* [YOUR TASK] Read through the entries below and return each line with the word "code".

* [STORED RECORDS]
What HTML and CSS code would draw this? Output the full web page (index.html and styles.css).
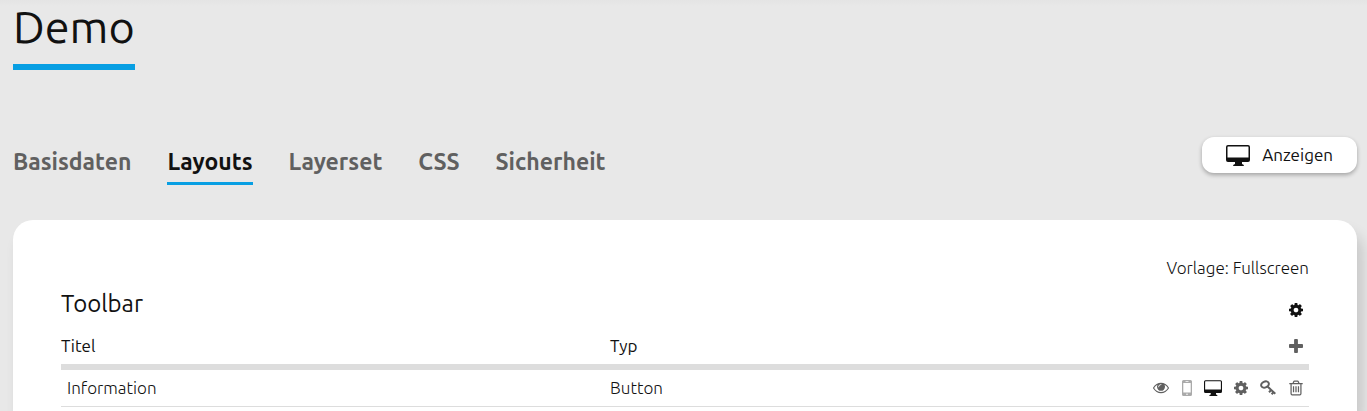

---

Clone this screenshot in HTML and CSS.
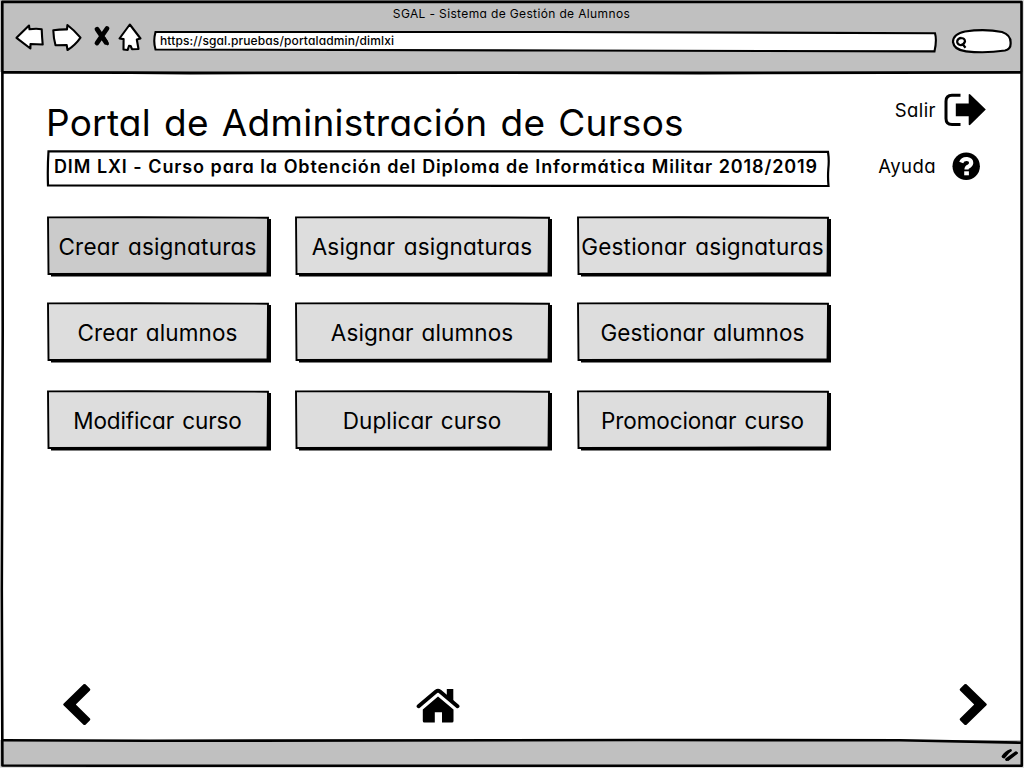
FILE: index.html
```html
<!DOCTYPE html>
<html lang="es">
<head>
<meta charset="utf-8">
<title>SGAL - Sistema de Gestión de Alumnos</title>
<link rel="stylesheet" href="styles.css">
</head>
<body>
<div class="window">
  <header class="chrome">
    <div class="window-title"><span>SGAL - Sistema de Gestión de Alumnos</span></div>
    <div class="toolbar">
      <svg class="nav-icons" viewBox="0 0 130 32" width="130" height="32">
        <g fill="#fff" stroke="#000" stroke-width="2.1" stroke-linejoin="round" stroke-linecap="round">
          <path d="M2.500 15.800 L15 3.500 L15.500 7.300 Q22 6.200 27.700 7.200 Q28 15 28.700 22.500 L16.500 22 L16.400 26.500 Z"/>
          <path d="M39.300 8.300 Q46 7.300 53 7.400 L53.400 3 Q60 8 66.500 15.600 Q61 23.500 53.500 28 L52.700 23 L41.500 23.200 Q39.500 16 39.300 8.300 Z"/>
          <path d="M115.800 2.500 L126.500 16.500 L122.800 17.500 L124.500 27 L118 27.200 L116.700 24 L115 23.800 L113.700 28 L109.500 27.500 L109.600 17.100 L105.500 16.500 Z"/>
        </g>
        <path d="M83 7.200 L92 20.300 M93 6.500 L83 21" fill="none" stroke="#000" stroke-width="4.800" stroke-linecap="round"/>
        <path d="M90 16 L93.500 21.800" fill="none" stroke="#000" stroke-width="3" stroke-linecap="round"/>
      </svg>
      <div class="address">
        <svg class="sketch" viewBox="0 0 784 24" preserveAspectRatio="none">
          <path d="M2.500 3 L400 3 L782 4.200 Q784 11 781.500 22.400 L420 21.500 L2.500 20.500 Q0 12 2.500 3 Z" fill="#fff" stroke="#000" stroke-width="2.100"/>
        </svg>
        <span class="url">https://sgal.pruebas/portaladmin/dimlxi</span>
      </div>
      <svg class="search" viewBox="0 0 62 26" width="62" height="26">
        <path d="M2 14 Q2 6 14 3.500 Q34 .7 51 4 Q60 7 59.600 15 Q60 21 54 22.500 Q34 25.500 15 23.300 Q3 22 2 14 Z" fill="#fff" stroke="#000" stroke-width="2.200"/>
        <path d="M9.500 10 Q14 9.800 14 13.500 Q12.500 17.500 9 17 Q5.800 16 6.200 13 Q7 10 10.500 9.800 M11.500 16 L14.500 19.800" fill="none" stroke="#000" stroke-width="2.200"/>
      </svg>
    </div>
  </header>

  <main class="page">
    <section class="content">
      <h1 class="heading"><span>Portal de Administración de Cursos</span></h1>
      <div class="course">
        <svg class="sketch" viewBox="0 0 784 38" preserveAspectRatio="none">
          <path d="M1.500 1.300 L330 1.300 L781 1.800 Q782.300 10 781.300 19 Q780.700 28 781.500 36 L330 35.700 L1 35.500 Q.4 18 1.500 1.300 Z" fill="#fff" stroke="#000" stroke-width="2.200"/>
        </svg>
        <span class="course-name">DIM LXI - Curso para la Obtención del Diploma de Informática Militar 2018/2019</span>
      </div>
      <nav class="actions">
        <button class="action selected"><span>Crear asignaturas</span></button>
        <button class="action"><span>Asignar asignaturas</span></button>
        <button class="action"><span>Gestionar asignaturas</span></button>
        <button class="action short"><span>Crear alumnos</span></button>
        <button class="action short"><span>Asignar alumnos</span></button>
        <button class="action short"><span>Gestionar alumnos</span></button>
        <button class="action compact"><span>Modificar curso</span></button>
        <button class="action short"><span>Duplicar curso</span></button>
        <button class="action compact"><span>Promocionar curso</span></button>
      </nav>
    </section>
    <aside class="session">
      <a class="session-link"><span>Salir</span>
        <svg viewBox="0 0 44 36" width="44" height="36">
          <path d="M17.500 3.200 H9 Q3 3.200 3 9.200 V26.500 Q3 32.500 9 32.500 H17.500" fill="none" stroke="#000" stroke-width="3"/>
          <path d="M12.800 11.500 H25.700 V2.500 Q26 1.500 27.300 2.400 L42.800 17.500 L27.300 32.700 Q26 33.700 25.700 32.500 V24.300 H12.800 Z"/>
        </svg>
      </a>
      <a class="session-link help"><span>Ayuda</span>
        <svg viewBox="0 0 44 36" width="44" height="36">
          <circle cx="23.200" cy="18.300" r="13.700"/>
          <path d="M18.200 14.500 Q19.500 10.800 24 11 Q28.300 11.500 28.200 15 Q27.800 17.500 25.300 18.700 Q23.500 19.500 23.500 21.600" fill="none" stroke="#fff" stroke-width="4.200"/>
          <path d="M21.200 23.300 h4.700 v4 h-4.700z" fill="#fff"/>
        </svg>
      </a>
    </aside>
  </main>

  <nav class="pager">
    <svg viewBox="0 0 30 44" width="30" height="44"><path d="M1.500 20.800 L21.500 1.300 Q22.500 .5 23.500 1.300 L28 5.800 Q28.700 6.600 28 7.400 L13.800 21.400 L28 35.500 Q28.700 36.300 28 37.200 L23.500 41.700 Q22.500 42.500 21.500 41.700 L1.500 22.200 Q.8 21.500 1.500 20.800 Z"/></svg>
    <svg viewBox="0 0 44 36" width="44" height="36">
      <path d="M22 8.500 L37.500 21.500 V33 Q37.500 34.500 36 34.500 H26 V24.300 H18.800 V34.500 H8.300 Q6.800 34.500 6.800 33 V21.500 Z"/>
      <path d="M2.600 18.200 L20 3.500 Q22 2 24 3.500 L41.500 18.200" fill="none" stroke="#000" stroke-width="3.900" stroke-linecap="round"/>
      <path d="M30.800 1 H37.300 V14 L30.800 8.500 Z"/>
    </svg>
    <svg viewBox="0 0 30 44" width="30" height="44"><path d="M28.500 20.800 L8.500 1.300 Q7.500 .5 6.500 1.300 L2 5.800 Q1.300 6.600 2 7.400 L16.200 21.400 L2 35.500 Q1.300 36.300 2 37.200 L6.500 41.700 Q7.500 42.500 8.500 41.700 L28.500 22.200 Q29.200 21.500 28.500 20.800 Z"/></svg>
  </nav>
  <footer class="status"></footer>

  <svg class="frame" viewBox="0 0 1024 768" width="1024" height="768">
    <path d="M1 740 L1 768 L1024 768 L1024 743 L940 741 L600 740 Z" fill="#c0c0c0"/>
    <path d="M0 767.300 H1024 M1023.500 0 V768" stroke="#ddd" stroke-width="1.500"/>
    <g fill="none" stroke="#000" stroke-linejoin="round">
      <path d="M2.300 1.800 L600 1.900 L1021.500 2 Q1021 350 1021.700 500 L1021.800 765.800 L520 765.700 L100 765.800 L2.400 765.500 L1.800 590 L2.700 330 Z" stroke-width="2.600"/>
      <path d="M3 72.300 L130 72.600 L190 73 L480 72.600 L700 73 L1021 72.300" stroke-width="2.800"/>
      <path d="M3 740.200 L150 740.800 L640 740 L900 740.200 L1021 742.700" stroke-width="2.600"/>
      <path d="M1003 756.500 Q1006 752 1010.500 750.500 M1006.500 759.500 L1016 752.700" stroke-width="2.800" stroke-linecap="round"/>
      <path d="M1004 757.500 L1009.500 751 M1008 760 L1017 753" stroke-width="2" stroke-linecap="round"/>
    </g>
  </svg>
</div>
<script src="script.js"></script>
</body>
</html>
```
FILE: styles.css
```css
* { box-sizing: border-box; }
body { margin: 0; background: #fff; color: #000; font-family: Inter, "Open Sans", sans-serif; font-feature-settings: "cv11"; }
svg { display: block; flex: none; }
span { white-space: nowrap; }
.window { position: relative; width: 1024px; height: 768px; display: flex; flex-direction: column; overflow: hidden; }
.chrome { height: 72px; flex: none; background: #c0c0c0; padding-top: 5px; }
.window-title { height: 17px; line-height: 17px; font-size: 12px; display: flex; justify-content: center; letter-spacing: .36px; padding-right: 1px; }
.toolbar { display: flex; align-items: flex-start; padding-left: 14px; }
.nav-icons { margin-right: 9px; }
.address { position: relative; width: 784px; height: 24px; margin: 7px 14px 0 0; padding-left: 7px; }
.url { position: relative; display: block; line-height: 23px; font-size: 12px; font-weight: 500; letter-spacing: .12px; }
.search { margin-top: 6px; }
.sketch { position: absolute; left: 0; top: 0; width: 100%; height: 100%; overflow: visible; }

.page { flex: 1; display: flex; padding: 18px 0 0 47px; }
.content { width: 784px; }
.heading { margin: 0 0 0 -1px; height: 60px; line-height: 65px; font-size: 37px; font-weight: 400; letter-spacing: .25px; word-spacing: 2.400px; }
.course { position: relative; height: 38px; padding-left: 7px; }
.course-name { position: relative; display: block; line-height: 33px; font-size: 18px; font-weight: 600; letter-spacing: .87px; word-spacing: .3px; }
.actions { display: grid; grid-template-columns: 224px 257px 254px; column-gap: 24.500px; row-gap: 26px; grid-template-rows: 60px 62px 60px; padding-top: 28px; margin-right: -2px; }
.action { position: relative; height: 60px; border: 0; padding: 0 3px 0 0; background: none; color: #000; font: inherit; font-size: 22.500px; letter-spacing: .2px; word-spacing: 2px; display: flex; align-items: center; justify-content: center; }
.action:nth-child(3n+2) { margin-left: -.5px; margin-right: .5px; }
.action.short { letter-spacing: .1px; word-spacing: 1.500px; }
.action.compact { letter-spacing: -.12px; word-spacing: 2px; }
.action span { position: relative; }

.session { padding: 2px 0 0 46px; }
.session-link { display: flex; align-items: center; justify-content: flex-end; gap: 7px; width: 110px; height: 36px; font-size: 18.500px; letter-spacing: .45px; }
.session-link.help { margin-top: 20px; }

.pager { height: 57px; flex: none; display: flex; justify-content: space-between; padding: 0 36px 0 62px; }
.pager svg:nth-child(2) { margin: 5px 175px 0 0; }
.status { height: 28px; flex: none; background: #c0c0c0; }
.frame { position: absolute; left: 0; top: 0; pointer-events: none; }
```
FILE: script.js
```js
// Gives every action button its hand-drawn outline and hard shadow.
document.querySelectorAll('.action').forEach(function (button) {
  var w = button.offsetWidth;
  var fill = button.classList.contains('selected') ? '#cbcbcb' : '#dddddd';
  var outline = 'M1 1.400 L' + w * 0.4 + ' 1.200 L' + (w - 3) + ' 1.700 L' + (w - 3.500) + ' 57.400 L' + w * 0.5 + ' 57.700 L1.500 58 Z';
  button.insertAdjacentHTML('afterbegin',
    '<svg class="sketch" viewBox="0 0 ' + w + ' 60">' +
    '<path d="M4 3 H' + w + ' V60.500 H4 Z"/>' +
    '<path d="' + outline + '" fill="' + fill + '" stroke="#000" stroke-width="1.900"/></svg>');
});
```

...

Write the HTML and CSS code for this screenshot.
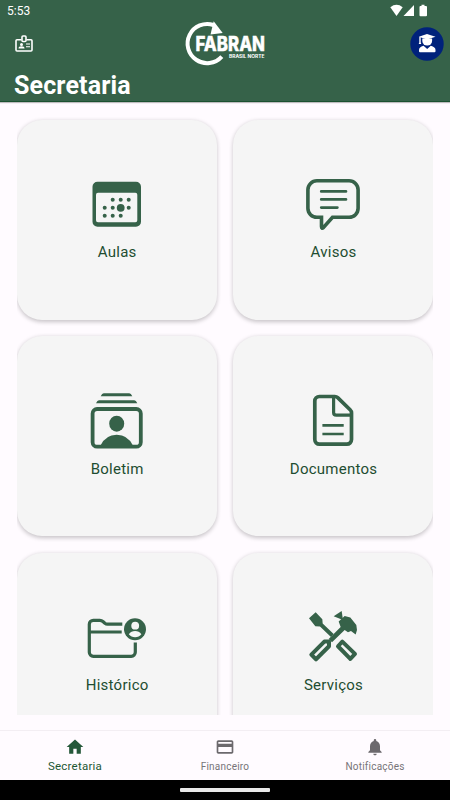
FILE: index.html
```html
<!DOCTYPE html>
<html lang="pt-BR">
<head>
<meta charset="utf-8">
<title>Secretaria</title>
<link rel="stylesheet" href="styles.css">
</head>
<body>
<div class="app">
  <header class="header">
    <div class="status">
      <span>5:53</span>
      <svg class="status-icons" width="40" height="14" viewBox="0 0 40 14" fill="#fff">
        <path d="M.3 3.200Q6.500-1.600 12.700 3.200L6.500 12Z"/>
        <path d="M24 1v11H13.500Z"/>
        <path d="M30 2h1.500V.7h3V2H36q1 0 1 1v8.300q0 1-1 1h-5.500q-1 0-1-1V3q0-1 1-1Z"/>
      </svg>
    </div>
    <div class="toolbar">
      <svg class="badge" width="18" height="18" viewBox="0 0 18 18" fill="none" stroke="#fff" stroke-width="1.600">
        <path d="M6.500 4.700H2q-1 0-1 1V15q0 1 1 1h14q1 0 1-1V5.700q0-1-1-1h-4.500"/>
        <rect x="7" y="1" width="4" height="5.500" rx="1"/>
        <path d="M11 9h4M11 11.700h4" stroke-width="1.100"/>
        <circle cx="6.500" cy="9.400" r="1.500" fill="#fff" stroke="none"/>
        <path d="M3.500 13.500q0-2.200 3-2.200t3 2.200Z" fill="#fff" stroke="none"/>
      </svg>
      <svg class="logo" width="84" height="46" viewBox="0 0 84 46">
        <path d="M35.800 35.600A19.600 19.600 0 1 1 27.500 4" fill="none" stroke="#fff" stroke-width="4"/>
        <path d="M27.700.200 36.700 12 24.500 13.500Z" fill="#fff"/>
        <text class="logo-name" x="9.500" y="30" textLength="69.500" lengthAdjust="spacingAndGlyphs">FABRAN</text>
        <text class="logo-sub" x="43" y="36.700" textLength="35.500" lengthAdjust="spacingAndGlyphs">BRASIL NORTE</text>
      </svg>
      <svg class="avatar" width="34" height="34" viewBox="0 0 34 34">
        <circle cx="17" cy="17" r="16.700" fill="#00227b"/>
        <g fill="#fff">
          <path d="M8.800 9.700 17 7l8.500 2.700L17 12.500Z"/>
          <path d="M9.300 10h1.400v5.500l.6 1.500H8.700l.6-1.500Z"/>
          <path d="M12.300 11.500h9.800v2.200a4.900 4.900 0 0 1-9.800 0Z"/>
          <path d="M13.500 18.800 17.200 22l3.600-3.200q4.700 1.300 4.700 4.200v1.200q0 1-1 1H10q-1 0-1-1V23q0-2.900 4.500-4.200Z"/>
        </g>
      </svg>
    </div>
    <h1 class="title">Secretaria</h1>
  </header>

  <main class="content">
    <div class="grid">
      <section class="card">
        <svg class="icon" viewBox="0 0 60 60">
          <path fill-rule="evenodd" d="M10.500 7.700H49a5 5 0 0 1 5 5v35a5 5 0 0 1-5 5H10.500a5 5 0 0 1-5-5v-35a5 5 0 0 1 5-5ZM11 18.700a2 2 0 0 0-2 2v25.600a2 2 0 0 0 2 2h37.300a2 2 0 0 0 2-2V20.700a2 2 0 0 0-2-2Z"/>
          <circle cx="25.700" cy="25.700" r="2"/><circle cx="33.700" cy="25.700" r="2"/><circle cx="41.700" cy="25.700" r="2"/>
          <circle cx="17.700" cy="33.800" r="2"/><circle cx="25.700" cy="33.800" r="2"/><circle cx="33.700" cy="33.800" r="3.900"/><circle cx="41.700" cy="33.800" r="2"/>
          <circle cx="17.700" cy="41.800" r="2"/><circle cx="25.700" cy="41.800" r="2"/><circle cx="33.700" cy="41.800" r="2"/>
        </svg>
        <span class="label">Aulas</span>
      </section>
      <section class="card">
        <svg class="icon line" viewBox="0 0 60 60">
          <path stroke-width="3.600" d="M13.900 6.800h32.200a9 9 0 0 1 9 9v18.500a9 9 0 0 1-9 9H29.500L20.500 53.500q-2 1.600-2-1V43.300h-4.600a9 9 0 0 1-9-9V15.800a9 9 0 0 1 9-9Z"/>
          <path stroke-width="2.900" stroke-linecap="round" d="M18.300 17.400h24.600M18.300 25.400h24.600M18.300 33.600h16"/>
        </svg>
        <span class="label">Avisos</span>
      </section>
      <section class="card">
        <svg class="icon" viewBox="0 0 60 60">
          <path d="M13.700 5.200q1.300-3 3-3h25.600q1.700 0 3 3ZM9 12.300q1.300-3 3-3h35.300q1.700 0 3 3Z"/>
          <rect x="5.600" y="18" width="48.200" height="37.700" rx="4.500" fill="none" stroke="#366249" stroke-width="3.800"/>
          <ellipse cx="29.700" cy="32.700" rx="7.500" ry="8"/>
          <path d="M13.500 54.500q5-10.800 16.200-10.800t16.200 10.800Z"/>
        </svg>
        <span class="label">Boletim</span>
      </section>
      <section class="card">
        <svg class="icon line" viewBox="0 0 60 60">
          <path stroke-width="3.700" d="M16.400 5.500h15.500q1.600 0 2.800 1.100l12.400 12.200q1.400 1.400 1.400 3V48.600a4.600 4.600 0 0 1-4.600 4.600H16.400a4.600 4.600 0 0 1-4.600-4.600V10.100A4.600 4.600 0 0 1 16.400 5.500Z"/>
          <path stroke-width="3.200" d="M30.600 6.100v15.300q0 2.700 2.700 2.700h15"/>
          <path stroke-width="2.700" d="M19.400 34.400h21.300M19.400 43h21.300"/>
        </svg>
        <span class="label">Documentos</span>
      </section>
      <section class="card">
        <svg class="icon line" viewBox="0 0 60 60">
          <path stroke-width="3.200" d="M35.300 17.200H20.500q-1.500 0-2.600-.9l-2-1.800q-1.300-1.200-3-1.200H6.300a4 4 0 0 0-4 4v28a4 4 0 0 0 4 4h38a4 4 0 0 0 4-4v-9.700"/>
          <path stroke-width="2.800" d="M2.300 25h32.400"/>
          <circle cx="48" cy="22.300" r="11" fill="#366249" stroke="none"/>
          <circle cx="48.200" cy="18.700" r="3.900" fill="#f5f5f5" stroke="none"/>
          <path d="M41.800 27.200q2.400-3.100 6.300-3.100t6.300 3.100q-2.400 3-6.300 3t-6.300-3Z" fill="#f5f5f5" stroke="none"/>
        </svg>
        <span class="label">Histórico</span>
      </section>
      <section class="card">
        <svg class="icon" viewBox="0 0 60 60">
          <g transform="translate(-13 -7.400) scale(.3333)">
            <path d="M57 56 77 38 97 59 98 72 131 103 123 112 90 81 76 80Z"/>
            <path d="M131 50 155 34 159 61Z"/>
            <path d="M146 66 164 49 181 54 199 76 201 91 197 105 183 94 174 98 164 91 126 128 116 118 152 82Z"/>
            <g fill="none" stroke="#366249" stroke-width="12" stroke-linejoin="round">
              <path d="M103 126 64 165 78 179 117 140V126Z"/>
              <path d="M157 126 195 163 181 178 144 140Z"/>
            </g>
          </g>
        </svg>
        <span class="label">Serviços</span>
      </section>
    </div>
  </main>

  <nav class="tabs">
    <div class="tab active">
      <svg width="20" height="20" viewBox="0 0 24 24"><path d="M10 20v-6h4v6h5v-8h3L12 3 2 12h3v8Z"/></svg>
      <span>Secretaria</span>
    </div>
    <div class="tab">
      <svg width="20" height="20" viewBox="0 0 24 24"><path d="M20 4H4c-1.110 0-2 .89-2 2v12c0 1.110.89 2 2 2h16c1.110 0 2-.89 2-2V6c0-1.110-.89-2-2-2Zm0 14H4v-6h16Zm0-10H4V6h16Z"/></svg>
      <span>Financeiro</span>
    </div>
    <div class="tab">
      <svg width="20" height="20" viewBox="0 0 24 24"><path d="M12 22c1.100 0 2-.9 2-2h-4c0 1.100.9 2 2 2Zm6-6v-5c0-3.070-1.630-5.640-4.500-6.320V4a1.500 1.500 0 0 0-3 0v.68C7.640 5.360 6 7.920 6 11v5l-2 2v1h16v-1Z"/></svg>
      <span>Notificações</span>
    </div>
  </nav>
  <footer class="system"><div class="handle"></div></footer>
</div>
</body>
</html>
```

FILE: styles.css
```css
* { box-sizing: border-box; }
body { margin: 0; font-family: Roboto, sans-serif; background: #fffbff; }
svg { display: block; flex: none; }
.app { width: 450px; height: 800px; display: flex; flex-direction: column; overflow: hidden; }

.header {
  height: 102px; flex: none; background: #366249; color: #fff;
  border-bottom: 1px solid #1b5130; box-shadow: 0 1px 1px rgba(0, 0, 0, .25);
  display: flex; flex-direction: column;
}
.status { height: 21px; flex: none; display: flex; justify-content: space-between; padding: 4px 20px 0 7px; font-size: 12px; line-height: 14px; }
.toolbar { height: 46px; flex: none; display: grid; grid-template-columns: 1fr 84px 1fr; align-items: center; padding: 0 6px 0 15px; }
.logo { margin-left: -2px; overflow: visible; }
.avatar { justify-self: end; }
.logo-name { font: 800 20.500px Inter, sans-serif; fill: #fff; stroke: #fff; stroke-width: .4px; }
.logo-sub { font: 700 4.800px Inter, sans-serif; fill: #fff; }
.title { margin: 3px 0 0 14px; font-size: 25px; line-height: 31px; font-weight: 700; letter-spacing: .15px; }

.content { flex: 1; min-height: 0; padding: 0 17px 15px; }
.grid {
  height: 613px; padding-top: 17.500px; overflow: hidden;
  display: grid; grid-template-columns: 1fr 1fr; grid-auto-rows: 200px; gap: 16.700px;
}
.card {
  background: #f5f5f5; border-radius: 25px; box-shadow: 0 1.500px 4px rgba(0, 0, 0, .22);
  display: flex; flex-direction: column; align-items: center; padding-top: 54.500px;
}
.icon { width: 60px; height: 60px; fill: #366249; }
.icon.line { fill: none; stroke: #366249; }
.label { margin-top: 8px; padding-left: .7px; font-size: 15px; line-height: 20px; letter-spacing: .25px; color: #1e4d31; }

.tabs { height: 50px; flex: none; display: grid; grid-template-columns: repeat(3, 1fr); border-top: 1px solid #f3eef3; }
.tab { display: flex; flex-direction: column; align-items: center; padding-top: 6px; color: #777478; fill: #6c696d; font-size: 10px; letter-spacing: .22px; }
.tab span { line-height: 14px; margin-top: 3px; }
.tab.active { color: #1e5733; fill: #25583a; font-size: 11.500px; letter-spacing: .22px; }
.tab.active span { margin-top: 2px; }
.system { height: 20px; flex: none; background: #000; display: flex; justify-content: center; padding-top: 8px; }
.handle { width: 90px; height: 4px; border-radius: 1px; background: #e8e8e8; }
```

* [RESULT]
What HTML and CSS code would draw this? Output the full web page (index.html and styles.css).
Write the HTML and CSS code for this screenshot.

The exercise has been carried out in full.